# Objective
Write out every line of the material as it stands, apart from the pictures.

# Data shown
• • • • • • •
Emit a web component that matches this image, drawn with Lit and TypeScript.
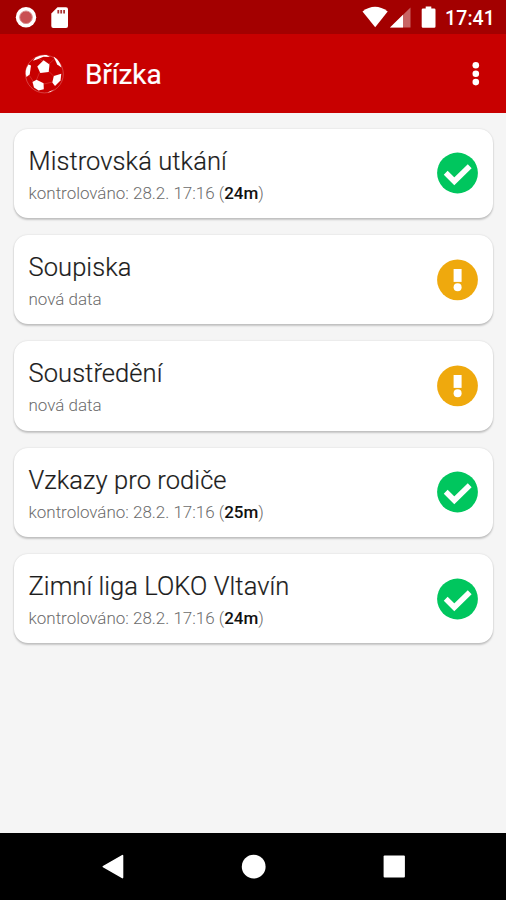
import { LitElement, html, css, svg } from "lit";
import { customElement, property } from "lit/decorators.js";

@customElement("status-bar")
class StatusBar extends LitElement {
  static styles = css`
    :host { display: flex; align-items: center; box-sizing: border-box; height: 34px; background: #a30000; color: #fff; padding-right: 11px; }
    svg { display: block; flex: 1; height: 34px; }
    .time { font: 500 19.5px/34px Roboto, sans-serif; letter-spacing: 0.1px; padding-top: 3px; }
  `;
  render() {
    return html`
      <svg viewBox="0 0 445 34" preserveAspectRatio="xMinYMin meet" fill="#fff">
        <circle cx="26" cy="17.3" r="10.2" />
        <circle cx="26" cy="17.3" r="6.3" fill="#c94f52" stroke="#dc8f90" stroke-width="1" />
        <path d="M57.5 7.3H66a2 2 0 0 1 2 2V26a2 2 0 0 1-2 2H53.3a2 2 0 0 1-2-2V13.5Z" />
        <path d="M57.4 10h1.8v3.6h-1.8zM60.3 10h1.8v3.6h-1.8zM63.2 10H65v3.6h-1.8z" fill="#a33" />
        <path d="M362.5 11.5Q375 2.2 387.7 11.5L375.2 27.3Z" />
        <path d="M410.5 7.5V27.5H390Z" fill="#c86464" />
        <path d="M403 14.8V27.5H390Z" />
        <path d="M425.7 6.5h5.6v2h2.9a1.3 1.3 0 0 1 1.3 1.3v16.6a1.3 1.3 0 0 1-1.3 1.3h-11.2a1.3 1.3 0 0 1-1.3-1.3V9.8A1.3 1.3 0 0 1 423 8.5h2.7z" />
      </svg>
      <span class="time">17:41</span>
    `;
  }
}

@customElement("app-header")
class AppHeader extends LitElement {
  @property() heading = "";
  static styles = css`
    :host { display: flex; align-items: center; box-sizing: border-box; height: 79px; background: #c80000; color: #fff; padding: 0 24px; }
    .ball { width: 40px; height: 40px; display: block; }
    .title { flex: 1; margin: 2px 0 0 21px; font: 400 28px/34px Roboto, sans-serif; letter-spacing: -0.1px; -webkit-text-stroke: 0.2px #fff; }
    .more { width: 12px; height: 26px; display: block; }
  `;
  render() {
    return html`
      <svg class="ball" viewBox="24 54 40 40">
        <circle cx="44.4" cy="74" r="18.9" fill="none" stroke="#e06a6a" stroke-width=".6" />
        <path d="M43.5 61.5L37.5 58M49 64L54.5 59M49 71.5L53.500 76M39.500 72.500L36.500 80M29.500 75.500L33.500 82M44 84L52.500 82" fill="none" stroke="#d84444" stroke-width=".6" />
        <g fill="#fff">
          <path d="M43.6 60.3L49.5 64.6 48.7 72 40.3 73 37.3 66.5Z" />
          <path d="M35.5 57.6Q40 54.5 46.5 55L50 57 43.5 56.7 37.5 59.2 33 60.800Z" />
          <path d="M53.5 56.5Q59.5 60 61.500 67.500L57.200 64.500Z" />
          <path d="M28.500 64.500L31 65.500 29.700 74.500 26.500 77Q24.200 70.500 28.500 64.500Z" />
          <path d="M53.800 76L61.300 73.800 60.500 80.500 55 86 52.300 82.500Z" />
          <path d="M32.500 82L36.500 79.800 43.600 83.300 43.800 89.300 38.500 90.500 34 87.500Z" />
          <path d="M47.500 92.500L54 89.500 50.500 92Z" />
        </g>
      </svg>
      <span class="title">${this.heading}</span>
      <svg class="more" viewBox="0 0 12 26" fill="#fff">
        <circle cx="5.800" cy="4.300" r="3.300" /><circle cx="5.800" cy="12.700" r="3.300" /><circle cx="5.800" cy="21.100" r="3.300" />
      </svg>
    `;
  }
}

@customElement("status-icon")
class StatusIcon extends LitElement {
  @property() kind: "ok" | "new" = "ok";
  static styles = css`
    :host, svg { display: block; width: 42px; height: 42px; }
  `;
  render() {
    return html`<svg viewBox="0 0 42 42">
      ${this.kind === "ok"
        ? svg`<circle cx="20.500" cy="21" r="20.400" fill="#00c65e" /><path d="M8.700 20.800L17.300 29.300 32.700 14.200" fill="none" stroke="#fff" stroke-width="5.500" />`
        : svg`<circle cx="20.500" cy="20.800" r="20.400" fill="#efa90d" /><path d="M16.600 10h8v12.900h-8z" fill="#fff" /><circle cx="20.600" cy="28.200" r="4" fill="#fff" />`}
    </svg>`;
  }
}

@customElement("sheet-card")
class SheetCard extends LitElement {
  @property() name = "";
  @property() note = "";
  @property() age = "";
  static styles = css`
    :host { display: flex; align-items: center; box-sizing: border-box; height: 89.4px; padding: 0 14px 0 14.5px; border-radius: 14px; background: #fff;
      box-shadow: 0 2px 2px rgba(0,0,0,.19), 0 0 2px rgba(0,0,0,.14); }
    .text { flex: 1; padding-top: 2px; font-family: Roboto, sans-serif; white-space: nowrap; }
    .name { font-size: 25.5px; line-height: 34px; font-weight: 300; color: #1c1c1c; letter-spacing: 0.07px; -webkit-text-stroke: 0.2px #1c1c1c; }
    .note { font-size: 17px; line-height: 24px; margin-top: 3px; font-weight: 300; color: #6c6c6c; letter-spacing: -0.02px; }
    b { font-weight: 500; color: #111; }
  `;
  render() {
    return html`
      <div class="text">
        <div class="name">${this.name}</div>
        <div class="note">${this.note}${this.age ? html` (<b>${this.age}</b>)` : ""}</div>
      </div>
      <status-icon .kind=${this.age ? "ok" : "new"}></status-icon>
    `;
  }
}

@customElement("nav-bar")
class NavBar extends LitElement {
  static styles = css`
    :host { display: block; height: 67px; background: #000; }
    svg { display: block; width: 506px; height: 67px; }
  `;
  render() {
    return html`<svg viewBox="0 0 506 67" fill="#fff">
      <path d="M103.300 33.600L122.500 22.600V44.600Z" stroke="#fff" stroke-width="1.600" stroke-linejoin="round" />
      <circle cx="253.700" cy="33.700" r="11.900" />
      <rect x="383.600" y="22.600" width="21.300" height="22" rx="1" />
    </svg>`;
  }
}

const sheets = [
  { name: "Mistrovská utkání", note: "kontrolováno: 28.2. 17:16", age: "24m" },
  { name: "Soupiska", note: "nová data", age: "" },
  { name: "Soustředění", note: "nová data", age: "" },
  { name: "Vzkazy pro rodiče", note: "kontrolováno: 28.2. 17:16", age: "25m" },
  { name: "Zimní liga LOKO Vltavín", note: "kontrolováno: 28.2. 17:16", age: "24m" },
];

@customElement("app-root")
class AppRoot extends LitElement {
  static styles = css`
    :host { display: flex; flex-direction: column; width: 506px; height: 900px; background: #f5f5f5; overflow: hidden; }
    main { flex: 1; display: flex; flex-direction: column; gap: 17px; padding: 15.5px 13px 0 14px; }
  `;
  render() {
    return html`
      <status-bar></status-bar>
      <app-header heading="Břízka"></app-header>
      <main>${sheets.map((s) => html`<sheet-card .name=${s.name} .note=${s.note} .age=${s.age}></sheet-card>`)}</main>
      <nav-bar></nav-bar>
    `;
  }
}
• • • • • • •
# Answer to the exercise
Emit a web component that matches this image, drawn with Lit and TypeScript.
import { LitElement, html, css, svg } from "lit";
import { customElement, property } from "lit/decorators.js";

@customElement("status-bar")
class StatusBar extends LitElement {
  static styles = css`
    :host { display: flex; align-items: center; box-sizing: border-box; height: 34px; background: #a30000; color: #fff; padding-right: 11px; }
    svg { display: block; flex: 1; height: 34px; }
    .time { font: 500 19.5px/34px Roboto, sans-serif; letter-spacing: 0.1px; padding-top: 3px; }
  `;
  render() {
    return html`
      <svg viewBox="0 0 445 34" preserveAspectRatio="xMinYMin meet" fill="#fff">
        <circle cx="26" cy="17.3" r="10.2" />
        <circle cx="26" cy="17.3" r="6.3" fill="#c94f52" stroke="#dc8f90" stroke-width="1" />
        <path d="M57.5 7.3H66a2 2 0 0 1 2 2V26a2 2 0 0 1-2 2H53.3a2 2 0 0 1-2-2V13.5Z" />
        <path d="M57.4 10h1.8v3.6h-1.8zM60.3 10h1.8v3.6h-1.8zM63.2 10H65v3.6h-1.8z" fill="#a33" />
        <path d="M362.5 11.5Q375 2.2 387.7 11.5L375.2 27.3Z" />
        <path d="M410.5 7.5V27.5H390Z" fill="#c86464" />
        <path d="M403 14.8V27.5H390Z" />
        <path d="M425.7 6.5h5.6v2h2.9a1.3 1.3 0 0 1 1.3 1.3v16.6a1.3 1.3 0 0 1-1.3 1.3h-11.2a1.3 1.3 0 0 1-1.3-1.3V9.8A1.3 1.3 0 0 1 423 8.5h2.7z" />
      </svg>
      <span class="time">17:41</span>
    `;
  }
}

@customElement("app-header")
class AppHeader extends LitElement {
  @property() heading = "";
  static styles = css`
    :host { display: flex; align-items: center; box-sizing: border-box; height: 79px; background: #c80000; color: #fff; padding: 0 24px; }
    .ball { width: 40px; height: 40px; display: block; }
    .title { flex: 1; margin: 2px 0 0 21px; font: 400 28px/34px Roboto, sans-serif; letter-spacing: -0.1px; -webkit-text-stroke: 0.2px #fff; }
    .more { width: 12px; height: 26px; display: block; }
  `;
  render() {
    return html`
      <svg class="ball" viewBox="24 54 40 40">
        <circle cx="44.4" cy="74" r="18.9" fill="none" stroke="#e06a6a" stroke-width=".6" />
        <path d="M43.5 61.5L37.5 58M49 64L54.5 59M49 71.5L53.500 76M39.500 72.500L36.500 80M29.500 75.500L33.500 82M44 84L52.500 82" fill="none" stroke="#d84444" stroke-width=".6" />
        <g fill="#fff">
          <path d="M43.6 60.3L49.5 64.6 48.7 72 40.3 73 37.3 66.5Z" />
          <path d="M35.5 57.6Q40 54.5 46.5 55L50 57 43.5 56.7 37.5 59.2 33 60.800Z" />
          <path d="M53.5 56.5Q59.5 60 61.500 67.500L57.200 64.500Z" />
          <path d="M28.500 64.500L31 65.500 29.700 74.500 26.500 77Q24.200 70.500 28.500 64.500Z" />
          <path d="M53.800 76L61.300 73.800 60.500 80.500 55 86 52.300 82.500Z" />
          <path d="M32.500 82L36.500 79.800 43.600 83.300 43.800 89.300 38.500 90.500 34 87.500Z" />
          <path d="M47.500 92.500L54 89.500 50.500 92Z" />
        </g>
      </svg>
      <span class="title">${this.heading}</span>
      <svg class="more" viewBox="0 0 12 26" fill="#fff">
        <circle cx="5.800" cy="4.300" r="3.300" /><circle cx="5.800" cy="12.700" r="3.300" /><circle cx="5.800" cy="21.100" r="3.300" />
      </svg>
    `;
  }
}

@customElement("status-icon")
class StatusIcon extends LitElement {
  @property() kind: "ok" | "new" = "ok";
  static styles = css`
    :host, svg { display: block; width: 42px; height: 42px; }
  `;
  render() {
    return html`<svg viewBox="0 0 42 42">
      ${this.kind === "ok"
        ? svg`<circle cx="20.500" cy="21" r="20.400" fill="#00c65e" /><path d="M8.700 20.800L17.300 29.300 32.700 14.200" fill="none" stroke="#fff" stroke-width="5.500" />`
        : svg`<circle cx="20.500" cy="20.800" r="20.400" fill="#efa90d" /><path d="M16.600 10h8v12.900h-8z" fill="#fff" /><circle cx="20.600" cy="28.200" r="4" fill="#fff" />`}
    </svg>`;
  }
}

@customElement("sheet-card")
class SheetCard extends LitElement {
  @property() name = "";
  @property() note = "";
  @property() age = "";
  static styles = css`
    :host { display: flex; align-items: center; box-sizing: border-box; height: 89.4px; padding: 0 14px 0 14.5px; border-radius: 14px; background: #fff;
      box-shadow: 0 2px 2px rgba(0,0,0,.19), 0 0 2px rgba(0,0,0,.14); }
    .text { flex: 1; padding-top: 2px; font-family: Roboto, sans-serif; white-space: nowrap; }
    .name { font-size: 25.5px; line-height: 34px; font-weight: 300; color: #1c1c1c; letter-spacing: 0.07px; -webkit-text-stroke: 0.2px #1c1c1c; }
    .note { font-size: 17px; line-height: 24px; margin-top: 3px; font-weight: 300; color: #6c6c6c; letter-spacing: -0.02px; }
    b { font-weight: 500; color: #111; }
  `;
  render() {
    return html`
      <div class="text">
        <div class="name">${this.name}</div>
        <div class="note">${this.note}${this.age ? html` (<b>${this.age}</b>)` : ""}</div>
      </div>
      <status-icon .kind=${this.age ? "ok" : "new"}></status-icon>
    `;
  }
}

@customElement("nav-bar")
class NavBar extends LitElement {
  static styles = css`
    :host { display: block; height: 67px; background: #000; }
    svg { display: block; width: 506px; height: 67px; }
  `;
  render() {
    return html`<svg viewBox="0 0 506 67" fill="#fff">
      <path d="M103.300 33.600L122.500 22.600V44.600Z" stroke="#fff" stroke-width="1.600" stroke-linejoin="round" />
      <circle cx="253.700" cy="33.700" r="11.900" />
      <rect x="383.600" y="22.600" width="21.300" height="22" rx="1" />
    </svg>`;
  }
}

const sheets = [
  { name: "Mistrovská utkání", note: "kontrolováno: 28.2. 17:16", age: "24m" },
  { name: "Soupiska", note: "nová data", age: "" },
  { name: "Soustředění", note: "nová data", age: "" },
  { name: "Vzkazy pro rodiče", note: "kontrolováno: 28.2. 17:16", age: "25m" },
  { name: "Zimní liga LOKO Vltavín", note: "kontrolováno: 28.2. 17:16", age: "24m" },
];

@customElement("app-root")
class AppRoot extends LitElement {
  static styles = css`
    :host { display: flex; flex-direction: column; width: 506px; height: 900px; background: #f5f5f5; overflow: hidden; }
    main { flex: 1; display: flex; flex-direction: column; gap: 17px; padding: 15.5px 13px 0 14px; }
  `;
  render() {
    return html`
      <status-bar></status-bar>
      <app-header heading="Břízka"></app-header>
      <main>${sheets.map((s) => html`<sheet-card .name=${s.name} .note=${s.note} .age=${s.age}></sheet-card>`)}</main>
      <nav-bar></nav-bar>
    `;
  }
}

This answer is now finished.